→ **Exercise aim**
Begin at the first line of the data and copy each line through the one containing "const selected = ref('All')", that line included, with no pictures.

→ **Information provided**
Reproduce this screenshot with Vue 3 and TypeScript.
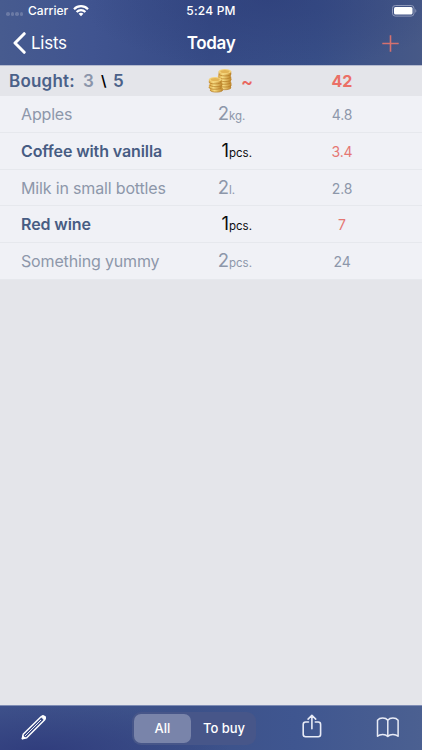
<script setup lang="ts">
import { ref } from 'vue'

interface Item {
  name: string
  amount: number
  unit: string
  price: string
  active: boolean
}

interface Coin {
  x: number
  y: number
  top: boolean
}

const items: Item[] = [
  { name: 'Apples', amount: 2, unit: 'kg.', price: '4.8', active: false },
  { name: 'Coffee with vanilla', amount: 1, unit: 'pcs.', price: '3.4', active: true },
  { name: 'Milk in small bottles', amount: 2, unit: 'l.', price: '2.8', active: false },
  { name: 'Red wine', amount: 1, unit: 'pcs.', price: '7', active: true },
  { name: 'Something yummy', amount: 2, unit: 'pcs.', price: '24', active: false },
]

const tabs = ['All', 'To buy']
const selected = ref('All')

const coins: Coin[] = [
  { x: 16.7, y: 18.4, top: false },
  { x: 17.1, y: 15.7, top: false },
  { x: 16.5, y: 13, top: false },
  { x: 17, y: 10.3, top: false },
  { x: 16.5, y: 7.6, top: false },
  { x: 16.9, y: 4.6, top: true },
  { x: 8.4, y: 20.8, top: false },
  { x: 7.2, y: 18, top: false },
  { x: 8, y: 15.4, top: false },
  { x: 7.2, y: 12.6, top: true },
]
</script>

<template>
  <div class="screen">
    <header class="top">
      <div class="status">
        <div class="carrier">
          <span class="dots"><i v-for="n in 4" :key="n" /></span>
          <span class="carrier-name">Carrier</span>
          <svg class="wifi" width="16" height="12" viewBox="0 0 16 12">
            <g fill="none" stroke="#fff" stroke-width="2.2">
              <path d="M1 4.2C5 .2 11 .2 15 4.2" />
              <path d="M3.6 7C6.2 4.4 9.8 4.4 12.4 7" />
            </g>
            <path d="M5.6 8.7C7 7.5 9 7.5 10.4 8.7L8 11.2Z" fill="#fff" />
          </svg>
        </div>
        <span class="time">5:24 PM</span>
        <div class="power">
          <svg width="25" height="12" viewBox="0 0 25 12">
            <rect x=".5" y=".5" width="21.5" height="10.6" rx="2.8" fill="none" stroke="#8e98b9" />
            <rect x="2" y="2" width="18.5" height="7.6" rx="1.5" fill="#fff" />
            <path d="M23.3 3.9C24.7 4.4 24.7 7.2 23.3 7.7Z" fill="#8e98b9" />
          </svg>
        </div>
      </div>
      <nav class="nav">
        <button class="back">
          <svg width="13" height="22" viewBox="0 0 13 22">
            <path d="M11.2 1.7L2 11L11.2 20.3" fill="none" stroke="#fff" stroke-width="3" stroke-linecap="round" stroke-linejoin="round" />
          </svg>
          <span>Lists</span>
        </button>
        <h1>Today</h1>
        <button class="add">
          <svg width="17" height="17" viewBox="0 0 17 17">
            <path d="M8.5 .3V16.7M.3 8.5H16.7" stroke="#d4716f" stroke-width="1.6" />
          </svg>
        </button>
      </nav>
    </header>

    <section class="summary">
      <div class="bought">
        <span class="label">Bought:</span>
        <span class="done">3</span>
        <span class="slash">\</span>
        <span class="total">5</span>
      </div>
      <div class="approx">
        <svg width="24" height="25" viewBox="0 0 24 25">
          <defs>
            <linearGradient id="edge" x1="0" x2="1" y1="0" y2="0">
              <stop offset="0" stop-color="#d9a443" />
              <stop offset=".35" stop-color="#f7dc83" />
              <stop offset="1" stop-color="#bd8429" />
            </linearGradient>
          </defs>
          <g v-for="(c, i) in coins" :key="i" :transform="`translate(${c.x} ${c.y})`">
            <path d="M-6.3 -1V1.2C-6.3 4 6.3 4 6.3 1.2V-1Z" fill="url(#edge)" />
            <path d="M-6.3 1.2C-6.3 4 6.3 4 6.3 1.2" fill="none" stroke="#b57b24" stroke-width=".7" />
            <template v-if="c.top">
              <ellipse cx="0" cy="-1" rx="6.3" ry="2.5" fill="#f3d27a" />
              <ellipse cx="0" cy="-1" rx="4.5" ry="1.5" fill="#e2b455" />
            </template>
          </g>
        </svg>
        <span class="tilde">~</span>
      </div>
      <strong class="sum">42</strong>
    </section>

    <ul class="list">
      <li v-for="item in items" :key="item.name" :class="{ active: item.active }">
        <span class="name">{{ item.name }}</span>
        <span class="amount">{{ item.amount }}</span>
        <span class="unit">{{ item.unit }}</span>
        <span class="price">{{ item.price }}</span>
      </li>
    </ul>

    <footer class="toolbar">
      <button class="tool pencil">
        <svg width="28" height="28" viewBox="0 0 28 28" fill="none" stroke="#fff" stroke-linejoin="round">
          <path d="M2.3 25.7L3.2 21.3L20.8 4Q22.6 2 24.4 3.7Q26 5.4 24.2 7.2L6.7 24.7Z" stroke-width="1.5" />
          <path d="M5 23L21 7" stroke-width=".9" />
          <path d="M21.4 3.8L22.8 2.7L25.3 3.5L25.3 5.8L24.2 6.9Z" fill="#fff" stroke-width="1" />
          <path d="M2.2 25.8L2.9 22.7L5.3 25.1Z" fill="#fff" />
        </svg>
      </button>
      <div class="segments">
        <button v-for="tab in tabs" :key="tab" :class="{ on: selected === tab }" @click="selected = tab">{{ tab }}</button>
      </div>
      <button class="tool share">
        <svg width="20" height="24" viewBox="0 0 20 24" fill="none" stroke="#e8ebf6" stroke-width="1.6" stroke-linecap="round" stroke-linejoin="round">
          <path d="M6.5 8H3.6Q1.2 8 1.2 10.4V20.3Q1.2 22.7 3.6 22.7H16.2Q18.6 22.7 18.6 20.3V10.4Q18.6 8 16.2 8H13.3M9.9 14.8V1.5M6.1 5.1L9.9 1.3L13.7 5.1" />
        </svg>
      </button>
      <button class="tool book">
        <svg width="24" height="21" viewBox="0 0 24 21" fill="none" stroke="#e8ebf6" stroke-width="1.5" stroke-linejoin="round">
          <path d="M11.8 3.2C9.5 .3 3.9 .3 1.5 3.2V19.3C4 17 9.5 16.9 11.8 19.5C14.1 16.9 19.6 17 22.1 19.3V3.2C19.7 .3 14.1 .3 11.8 3.2V19.5" />
        </svg>
      </button>
    </footer>
  </div>
</template>

<style>
body {
  margin: 0;
}
</style>

<style scoped>
.screen {
  width: 422px;
  height: 750px;
  display: flex;
  flex-direction: column;
  overflow: hidden;
  background: #e4e5ea;
  font-family: Inter, 'Liberation Sans', sans-serif;
  color: #fff;
}
button {
  border: 0;
  padding: 0;
  margin: 0;
  background: none;
  color: inherit;
  font: inherit;
  display: flex;
  align-items: center;
}
svg {
  display: block;
  flex: none;
}
.top {
  height: 65px;
  flex: none;
  border-bottom: 1px solid #b5bbcf;
  background:
    radial-gradient(ellipse 190px 70px at 270px 0, rgba(45, 61, 120, 0.6) 0%, rgba(45, 61, 120, 0) 100%),
    linear-gradient(90deg, #475b8f 0%, #405490 22%, #364b86 50%, #384f88 75%, #475987 100%);
}
.status {
  height: 21px;
  display: grid;
  grid-template-columns: 1fr auto 1fr;
  align-items: center;
  font-size: 12px;
  font-weight: 500;
}
.carrier {
  display: flex;
  align-items: center;
  padding-left: 6px;
}
.dots {
  display: flex;
  gap: 1px;
  width: 22px;
  padding-top: 7px;
}
.dots i {
  width: 3.6px;
  height: 3.6px;
  border-radius: 50%;
  background: #6b7aa5;
}
.carrier-name {
  letter-spacing: 0.05px;
}
.wifi {
  margin-left: 5px;
}
.time {
  letter-spacing: 0.2px;
}
.power {
  display: flex;
  justify-content: flex-end;
  padding-right: 5px;
}
.nav {
  height: 44px;
  display: grid;
  grid-template-columns: 1fr auto 1fr;
  align-items: center;
}
.back {
  padding-left: 13px;
  gap: 5px;
  font-size: 17px;
  letter-spacing: -0.25px;
}
.nav h1 {
  margin: 0;
  font-size: 17px;
  font-weight: 600;
  letter-spacing: -0.35px;
}
.add {
  justify-content: flex-end;
  padding-right: 23.5px;
}
.summary,
.list li {
  display: grid;
  align-items: center;
}
.summary {
  height: 30px;
  flex: none;
  grid-template-columns: 208px 75px 118px;
}
.bought {
  display: flex;
  align-items: center;
  padding-left: 9px;
  font-size: 17px;
  font-weight: 600;
  color: #4b6189;
}
.label {
  width: 74px;
  letter-spacing: 0.2px;
}
.done {
  width: 18px;
  color: #8b95aa;
}
.slash {
  width: 12px;
  padding-bottom: 2px;
  font-size: 14.5px;
  color: #000;
}
.approx {
  display: flex;
  align-items: center;
  gap: 9px;
  color: #e9675f;
}
.approx svg {
  margin-bottom: 2px;
}
.tilde {
  font-size: 18px;
  font-weight: 600;
}
.sum {
  font-size: 16px;
  font-weight: 700;
  text-align: center;
  color: #eb7067;
}
.list {
  list-style: none;
  margin: 0;
  padding: 0;
  background: #f0f1f6;
  color: #8d97aa;
}
.list li {
  height: 36.8px;
  box-sizing: border-box;
  grid-template-columns: 208px 21px 54px 118px;
  align-items: baseline;
  line-height: 35.8px;
  border-bottom: 1px solid #e6e8ed;
}
.name {
  padding-left: 21px;
  font-size: 16px;
  letter-spacing: -0.16px;
}
.amount {
  text-align: right;
  font-size: 18.5px;
}
.unit {
  font-size: 11.5px;
}
.price {
  text-align: center;
  font-size: 14px;
  letter-spacing: -0.1px;
}
.active .name {
  color: #475c83;
  font-weight: 600;
  letter-spacing: -0.1px;
}
.active .amount,
.active .unit {
  color: #0c0d10;
}
.active .price {
  color: #e57773;
}
.toolbar {
  margin-top: auto;
  height: 45px;
  box-sizing: border-box;
  flex: none;
  border-top: 1px solid #7f8db5;
  display: grid;
  grid-template-columns: 132px 124px 108px 58px;
  align-items: center;
  background:
    radial-gradient(ellipse 190px 50px at 40px 46px, #303d7d 0%, rgba(48, 61, 125, 0) 100%),
    linear-gradient(90deg, #3f528b 0%, #3c5189 45%, #3f5690 70%, #4b6091 100%);
}
.pencil {
  padding: 0 0 2px 20px;
}
.share {
  padding: 0 0 5px 46px;
}
.book {
  padding: 0 0 1px 12px;
}
.segments {
  height: 33px;
  box-sizing: border-box;
  padding: 2px;
  display: grid;
  grid-template-columns: 57px 1fr;
  border-radius: 9px;
  background: #475689;
  font-size: 13px;
  font-weight: 500;
  letter-spacing: -0.15px;
}
.segments button {
  justify-content: center;
  border-radius: 7px;
}
.segments button:last-child {
  padding-left: 3px;
}
.segments .on {
  background: #7984aa;
}
</style>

→ **Solution**
Reproduce this screenshot with Vue 3 and TypeScript.
<script setup lang="ts">
import { ref } from 'vue'

interface Item {
  name: string
  amount: number
  unit: string
  price: string
  active: boolean
}

interface Coin {
  x: number
  y: number
  top: boolean
}

const items: Item[] = [
  { name: 'Apples', amount: 2, unit: 'kg.', price: '4.8', active: false },
  { name: 'Coffee with vanilla', amount: 1, unit: 'pcs.', price: '3.4', active: true },
  { name: 'Milk in small bottles', amount: 2, unit: 'l.', price: '2.8', active: false },
  { name: 'Red wine', amount: 1, unit: 'pcs.', price: '7', active: true },
  { name: 'Something yummy', amount: 2, unit: 'pcs.', price: '24', active: false },
]

const tabs = ['All', 'To buy']
const selected = ref('All')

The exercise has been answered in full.